The organization said in a statement on Sunday that the October cut “was purely driven by market considerations and retrospectively recognized by market participants as having been the necessary and appropriate course of action to stabilize the global oil market.” .
The next OPEC Plus meeting to reconsider production is scheduled for June. But the group said in its statement that the timetable could change and that it could “meet at any time and take immediate additional measures to address market developments and support the balance of the oil market and its stability. if necessary”.

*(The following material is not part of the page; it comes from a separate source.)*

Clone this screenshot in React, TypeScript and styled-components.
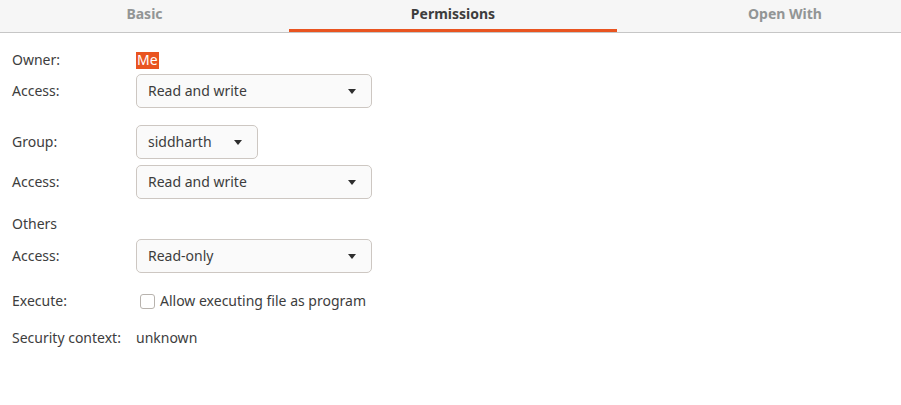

Amid internal OPEC Plus deliberations over the weekend, an agreement was reached on Friday by Ukraine’s allies to impose a cap on the price of Russian oil. The cap, set by the Group of Seven countries and Australia, aims to keep Russian oil flowing to certain global markets, but to limit the amount of profit the Kremlin can make to fund its war machine.
The countries are enforcing the price cap just as a European ban on imports of Russian oil goes into effect on Monday. Since this ban does not apply to other parts of the world that still buy from Russia, the price cap is seen as an additional tool to limit Russia’s oil revenues. Europe and the United States will enforce the measure using their significant control over oil tankers and the companies that provide them with insurance.
OPEC Plus was closely watching European deliberations on the price cap, as it poses a direct threat to its control over oil markets. The cap essentially functions as a “buyers cartel” in which countries band together to influence the price that oil producers can charge.
“An institutionalized buying cartel could threaten to erode OPEC+’s pricing power,” research firm ClearView Energy Partners wrote in a note to clients late last week.
The cap agreement proved to be a difficult balancing act, as some European countries, such as Germany, feared that setting the price too low would prompt Russia to retaliate by cutting off supplies, causing oil prices to skyrocket around the world. Other countries, especially in Eastern Europe, wanted a much lower price to inflict pain on Russia.
But the countries were finally able to agree on $60 a barrel, which is roughly the amount at which Russia can sell its oil without a cap. The move likely allayed concerns among OPEC Plus members that the cap would reduce their influence in oil markets.